**EXERCISE:** Retype the whole listing, please, keeping every line exact and dropping the pictures.

━━━ SUPPLIED MATERIAL

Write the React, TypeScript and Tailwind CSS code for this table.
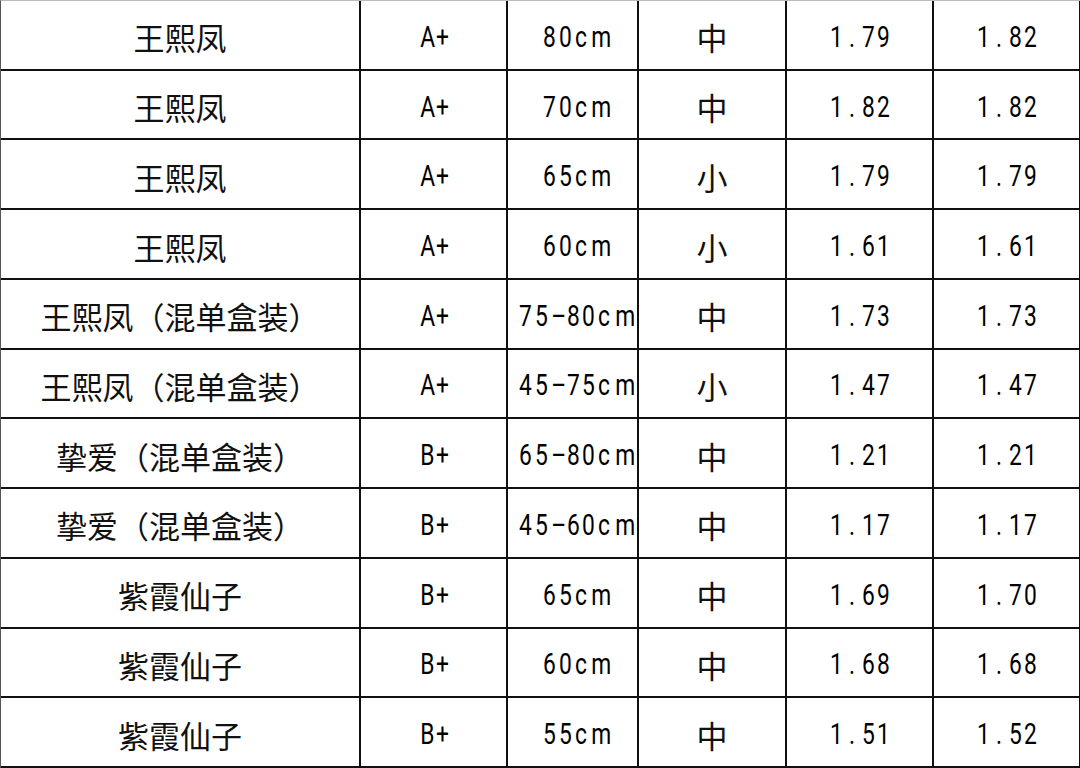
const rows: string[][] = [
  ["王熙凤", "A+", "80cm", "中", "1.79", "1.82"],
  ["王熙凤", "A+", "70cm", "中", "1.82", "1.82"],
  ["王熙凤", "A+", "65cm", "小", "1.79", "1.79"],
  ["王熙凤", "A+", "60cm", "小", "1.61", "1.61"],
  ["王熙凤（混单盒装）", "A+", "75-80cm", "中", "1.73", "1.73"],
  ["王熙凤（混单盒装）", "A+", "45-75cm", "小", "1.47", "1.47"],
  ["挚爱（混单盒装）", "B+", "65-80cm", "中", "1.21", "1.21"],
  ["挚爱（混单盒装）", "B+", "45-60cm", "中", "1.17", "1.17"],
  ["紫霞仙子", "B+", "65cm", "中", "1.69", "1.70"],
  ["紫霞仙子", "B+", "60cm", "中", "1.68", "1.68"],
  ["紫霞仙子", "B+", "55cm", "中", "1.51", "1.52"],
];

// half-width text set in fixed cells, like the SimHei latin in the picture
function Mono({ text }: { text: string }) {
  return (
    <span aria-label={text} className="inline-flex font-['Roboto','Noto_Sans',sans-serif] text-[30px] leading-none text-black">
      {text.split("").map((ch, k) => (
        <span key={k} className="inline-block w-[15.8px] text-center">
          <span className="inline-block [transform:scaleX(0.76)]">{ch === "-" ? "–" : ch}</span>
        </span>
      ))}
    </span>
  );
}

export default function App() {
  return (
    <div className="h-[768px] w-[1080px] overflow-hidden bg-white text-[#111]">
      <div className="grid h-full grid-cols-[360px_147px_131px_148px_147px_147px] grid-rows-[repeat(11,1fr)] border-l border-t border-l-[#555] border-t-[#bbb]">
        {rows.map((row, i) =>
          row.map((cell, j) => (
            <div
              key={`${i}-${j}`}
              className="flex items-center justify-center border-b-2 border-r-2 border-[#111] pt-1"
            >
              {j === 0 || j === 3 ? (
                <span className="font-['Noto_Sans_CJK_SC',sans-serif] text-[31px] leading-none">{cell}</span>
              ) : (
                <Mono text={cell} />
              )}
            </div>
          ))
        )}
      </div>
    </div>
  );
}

━━━━━━

**WORKED SOLUTION:**
Write the React, TypeScript and Tailwind CSS code for this table.
const rows: string[][] = [
  ["王熙凤", "A+", "80cm", "中", "1.79", "1.82"],
  ["王熙凤", "A+", "70cm", "中", "1.82", "1.82"],
  ["王熙凤", "A+", "65cm", "小", "1.79", "1.79"],
  ["王熙凤", "A+", "60cm", "小", "1.61", "1.61"],
  ["王熙凤（混单盒装）", "A+", "75-80cm", "中", "1.73", "1.73"],
  ["王熙凤（混单盒装）", "A+", "45-75cm", "小", "1.47", "1.47"],
  ["挚爱（混单盒装）", "B+", "65-80cm", "中", "1.21", "1.21"],
  ["挚爱（混单盒装）", "B+", "45-60cm", "中", "1.17", "1.17"],
  ["紫霞仙子", "B+", "65cm", "中", "1.69", "1.70"],
  ["紫霞仙子", "B+", "60cm", "中", "1.68", "1.68"],
  ["紫霞仙子", "B+", "55cm", "中", "1.51", "1.52"],
];

// half-width text set in fixed cells, like the SimHei latin in the picture
function Mono({ text }: { text: string }) {
  return (
    <span aria-label={text} className="inline-flex font-['Roboto','Noto_Sans',sans-serif] text-[30px] leading-none text-black">
      {text.split("").map((ch, k) => (
        <span key={k} className="inline-block w-[15.8px] text-center">
          <span className="inline-block [transform:scaleX(0.76)]">{ch === "-" ? "–" : ch}</span>
        </span>
      ))}
    </span>
  );
}

export default function App() {
  return (
    <div className="h-[768px] w-[1080px] overflow-hidden bg-white text-[#111]">
      <div className="grid h-full grid-cols-[360px_147px_131px_148px_147px_147px] grid-rows-[repeat(11,1fr)] border-l border-t border-l-[#555] border-t-[#bbb]">
        {rows.map((row, i) =>
          row.map((cell, j) => (
            <div
              key={`${i}-${j}`}
              className="flex items-center justify-center border-b-2 border-r-2 border-[#111] pt-1"
            >
              {j === 0 || j === 3 ? (
                <span className="font-['Noto_Sans_CJK_SC',sans-serif] text-[31px] leading-none">{cell}</span>
              ) : (
                <Mono text={cell} />
              )}
            </div>
          ))
        )}
      </div>
    </div>
  );
}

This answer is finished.